– Ага! Будет вам и белка, будет и свисток! – усмехнувшись, сказала тогда бабушка.
– Какая еще белка? Зачем нам свисток? – удивилась Наташа.
– Эх! Необразованная молодежь нынче пошла! – Бабушка любовно потрепала внучку по волосам.
– Ну как же, Татка! – тут же засмущался отец. – Разве не помнишь? Когда ты была маленькая, я читал тебе забавный стишок Плещеева!
– Что-то не припоминается…
А мама, ничуть не смущаясь неведением дочери, тут же весело процитировала:
Это означает, Татуся, что всему свое время! Все, что обещано, будет исполнено. Раз папа сказал, что мы скоро снова будем есть пирожные, значит, не напрасно!
– Ну… как хотите… было бы предложено… Пойду-ка куплю пирожное себе, раз такое дело! – заявила бабушка и гордо удалилась.
– Наверное, обиделась, – предположила Наташа.
– Ничего… – ответил отец, все еще выглядевший смущенным. – Все образуется, вот увидите…

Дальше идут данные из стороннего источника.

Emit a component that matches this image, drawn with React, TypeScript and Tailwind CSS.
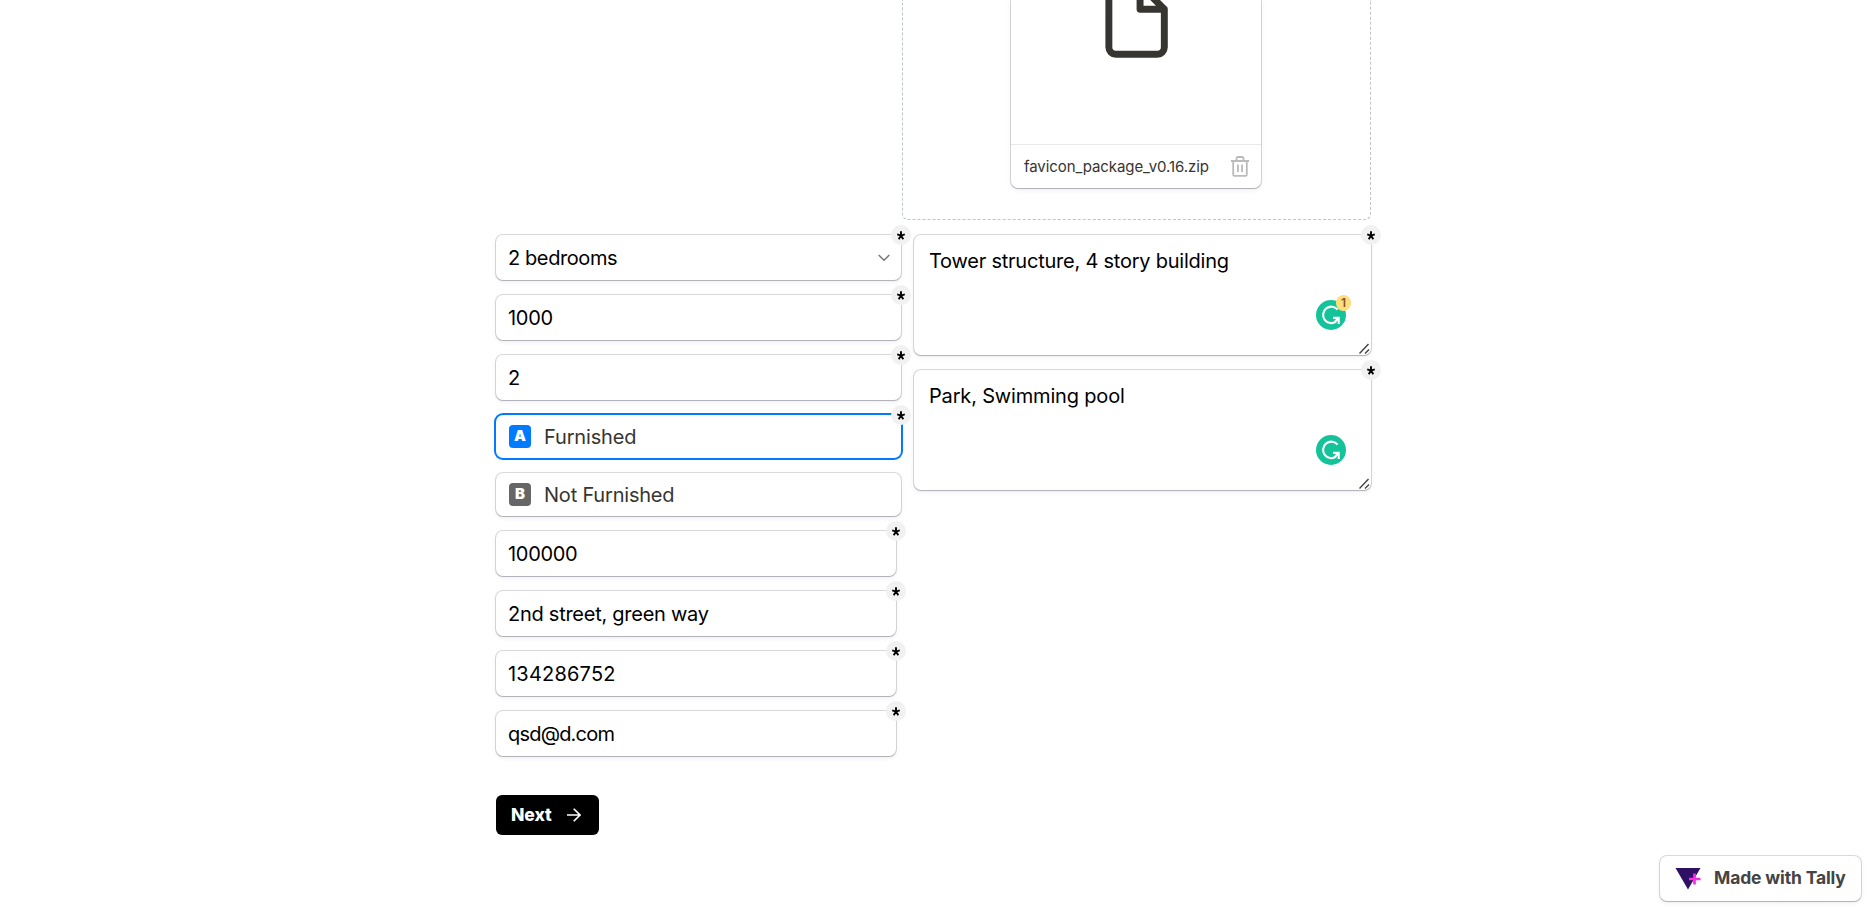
import type { ReactNode } from "react";

const card =
  "rounded-[7px] bg-white shadow-[0_0_0_1px_rgba(60,60,80,0.18),0_1px_1px_rgba(60,60,80,0.22),0_2px_5px_rgba(60,60,80,0.08)]";

function Required() {
  return (
    <span className="absolute -top-[10px] -right-[10px] flex h-5 w-5 items-center justify-center rounded-full bg-[#f1f1f1]">
      <svg width="8" height="9" viewBox="0 0 8 9" stroke="#000" strokeWidth="1.9">
        <path d="M4 4.6V0.3M4 4.6L0.2 3.3M4 4.6L7.8 3.3M4 4.6L1.7 8.2M4 4.6L6.3 8.2" />
      </svg>
    </span>
  );
}

function Field({ children, narrow, icon }: { children: ReactNode; narrow?: boolean; icon?: ReactNode }) {
  return (
    <div
      className={`relative flex h-[45px] items-center justify-between pr-[11px] pl-[12px] text-[20px] text-black ${card} ${narrow ? "w-[400px]" : "w-[405px]"}`}
    >
      {children}
      {icon}
      <Required />
    </div>
  );
}

function Grammar({ count }: { count?: number }) {
  return (
    <div className="absolute right-[25px] bottom-[25px] h-[30px] w-[30px]">
      <svg width="30" height="30" viewBox="0 0 30 30" fill="none">
        <circle cx="15" cy="15" r="15" fill="#15c39a" />
        <path d="M21.6 9.6A8.2 8.2 0 1 0 20 21.6" stroke="#fff" strokeWidth="2.1" />
        <path d="M17 17.9H22.7V24M22.5 18L18.8 22" stroke="#fff" strokeWidth="2.1" />
      </svg>
      {count !== undefined && (
        <span className="absolute -top-[5px] -right-[5px] flex h-4 w-[15px] items-center justify-center rounded-full bg-[#ffde7f] text-[12px] leading-none font-semibold text-[#8a5520]">
          {count}
        </span>
      )}
    </div>
  );
}

function Area({ children, count }: { children: ReactNode; count?: number }) {
  return (
    <div className={`relative h-[120px] w-[457px] px-[15px] pt-[11px] text-[20px] leading-[30px] text-black ${card}`}>
      {children}
      <Grammar count={count} />
      <svg className="absolute right-[1px] bottom-[1px]" width="11" height="11" viewBox="0 0 11 11" stroke="#444" strokeWidth="1.4">
        <path d="M0.5 10.5L9.5 1M6 10.5L10 6.5" />
      </svg>
      <Required />
    </div>
  );
}

export default function App() {
  return (
    <div className="relative h-[910px] w-full overflow-hidden bg-white font-['Inter',sans-serif] font-normal">
      <div className="ml-[496px] w-[875px]">
        <div className="ml-auto flex h-[220px] w-[469px] justify-center rounded-b-[6px] border border-t-0 border-dashed border-[#bfc3cd]">
          <div className={`mr-px flex h-[188px] w-[250px] flex-col rounded-t-none ${card}`}>
            <div className="flex h-[144px] justify-center pl-px">
              <svg className="-mt-[22px] shrink-0" width="83.2" height="83.2" viewBox="0 0 24 24" fill="none" stroke="#37352f" strokeWidth="2" strokeLinecap="round" strokeLinejoin="round">
                <path d="M13 2H6a2 2 0 0 0-2 2v16a2 2 0 0 0 2 2h12a2 2 0 0 0 2-2V9zM13 2v7h7" />
              </svg>
            </div>
            <div className="flex h-[44px] items-center justify-between border-t border-[#e9e9eb] pr-[12px] pl-[13px] text-[15px] tracking-[-0.08px] text-[#37352f]">
              <span className="whitespace-nowrap pt-px">favicon_package_v0.16.zip</span>
              <svg width="18" height="21" viewBox="0 0 18 21" fill="none" stroke="#bababa" strokeWidth="1.8">
                <path d="M0 5H18M2.2 5V18.3A1.6 1.6 0 0 0 3.8 19.9H14.2A1.6 1.6 0 0 0 15.8 18.3V5M5.5 5V2.5A1.5 1.5 0 0 1 7 1H11A1.5 1.5 0 0 1 12.5 2.5V5M7 8.5V16M11 8.5V16" />
              </svg>
            </div>
          </div>
        </div>

        <div className="mt-[15px] flex gap-[13px]">
          <div className="flex w-[405px] flex-col gap-[15px]">
            <Field
              icon={
                <svg width="12" height="8" viewBox="0 0 12 8" fill="none" stroke="#777" strokeWidth="1.5">
                  <path d="M0.7 1L6 6.3L11.3 1" />
                </svg>
              }
            >
              <span className="tracking-[-0.4px]">2 bedrooms</span>
            </Field>
            <Field><span className="tracking-[-0.3px]">1000</span></Field>
            <Field><span>2</span></Field>
            <div className="relative flex h-[43px] items-center rounded-[7px] bg-white pl-[13px] text-[20px] text-[#37352f] shadow-[0_0_0_2px_#007aff]">
              <span className="mr-[13px] flex h-[23px] w-[22px] items-center justify-center rounded-[4px] bg-[#007aff] text-[15px] font-black text-white">A</span>
              <span className="tracking-[-0.15px]">Furnished</span>
              <Required />
            </div>
            <div className={`flex h-[43px] items-center pl-[13px] text-[20px] text-[#37352f] ${card}`}>
              <span className="mr-[13px] flex h-[23px] w-[22px] items-center justify-center rounded-[4px] bg-[#666] text-[15px] font-black text-white">B</span>
              <span className="tracking-[-0.2px]">Not Furnished</span>
            </div>
            <Field narrow><span className="tracking-[-0.3px]">100000</span></Field>
            <Field narrow><span className="tracking-[-0.26px]">2nd street, green way</span></Field>
            <Field narrow><span className="tracking-[0.2px]">134286752</span></Field>
            <Field narrow><span className="tracking-[-0.8px]">qsd@d.com</span></Field>
          </div>
          <div className="flex flex-col gap-[15px]">
            <Area count={1}><span className="tracking-[-0.23px]">Tower structure, 4 story building</span></Area>
            <Area><span className="tracking-[-0.17px]">Park, Swimming pool</span></Area>
          </div>
        </div>

        <button className="mt-[39px] flex h-[40px] w-[103px] items-center justify-between rounded-[6px] bg-black pr-[18px] pl-[15px] text-[17.5px] font-extrabold text-white">
          <span className="tracking-[-0.1px]">Next</span>
          <svg width="14" height="14" viewBox="0 0 14 14" fill="none" stroke="#fff" strokeWidth="1.6">
            <path d="M0 7H13M6.7 0.7L13 7L6.7 13.3" />
          </svg>
        </button>
      </div>

      <div className={`absolute right-[10px] bottom-[9px] flex h-[45px] w-[201px] items-center pl-[15px] text-[17.5px] font-bold text-[#444] ${card}`}>
        <svg className="mr-[13px]" width="26" height="22" viewBox="0 0 26 22">
          <path d="M0.5 0H25.5L13 21.5Z" fill="#2e1065" />
          <path d="M19.5 5.5V16.5M14 11H25.5" stroke="#f52fe0" strokeWidth="2.7" />
        </svg>
        <span className="whitespace-nowrap tracking-[-0.15px]">Made with Tally</span>
      </div>
    </div>
  );
}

Так что деньги у бабули имеются, но как их попросить? Можно, конечно, сказать правду – нужны на Габи. Но понравится ли это бабушке? Скажет, ишь какие: на пирожные не взяли – обидели, а на куклу подавай! Пирожные – это, конечно, условность, иносказание. Смешно переживать именно из-за пирожных. Но все-таки она явно обиделась, что семья сына отказалась принять ее помощь. Еще бабуля может обидеться на то, что, имея прекрасную Марту – ее подарок, внучка собирается купить еще какую-то Габи. Объяснить свою страсть к куклам Наташа не в состоянии. Ее могут понять только те люди, которые ходят на кукольные выставки, – коллекционеры и мастера. Остальным кажется, что куклы – детское увлечение. Им не доказать, что взрослые в них не играют, а любуются их совершенной красотой.
Увлеченная своими мыслями Наташа не заметила, как забрела во двор, где в старом доме сталинской постройки жила бабушка. Заходить к ней или не заходить? Просить денег или не просить? Впрочем, если не просить, то с Габи придется распрощаться, а этого, кажется, уже не перенести…
Девушка уселась на скамейку у подъезда и уставилась на куст сирени. Цветочные грозди так набухли, что было ясно – не сегодня-завтра непременно «вылупятся» цветы. Возле этого дома росла необыкновенная сирень. Бабушка, смеясь, говорила, что ее кисти цвета бешеной фуксии. Наташа была с ней вполне согласна. Нигде больше она такой не видела.
Возможно, посидев на скамейке, девушка все же ушла бы домой, так и не решившись подняться на четвертый этаж, но тут из подъезда вышла бабушка собственной персоной.
– Наташка! – удивленно воскликнула она. – Ты что тут сидишь? Чего не поднимаешься?
– Так… – растерялась девушка. – Погода хорошая… На сирень вот… смотрю…
– Да! Скоро распустится! Ну… пошли, что ли?
– Куда?
– Как куда? Ко мне, разумеется!
– Ты ж вроде куда-то собиралась… в магазин, наверное…
– Вообще-то… на почту… Но… попозже схожу! Живо поднимайся! У меня пирог с капустой испечен! Тебе ж нравится! И чай заварен как раз твой любимый – с жасмином!
Наташа постаралась подавить вздох, который слишком явно продемонстрировал бы ее озабоченность отнюдь не сиреневым кустом, и, еле переступая ногами, ставшими почему-то вдруг ватными, принялась подниматься вслед за бабушкой по лестнице.
Бабушка жила в коммунальной квартире, каковых в городе уже почти не осталось. И их квартиру давно расселили бы, если бы соседи хотели расстаться. Они прожили вместе больше сорока лет душа в душу, что редко случается в коммуналках, сроднились и уже не представляли себя друг без друга. Стоило Наташе появиться в кухне, как одна из бабушкиных соседок, абсолютно седая, но моложавая и очень интеллигентная Роза Максимовна, тут же поставила перед ней вазочку с шоколадными ассорти.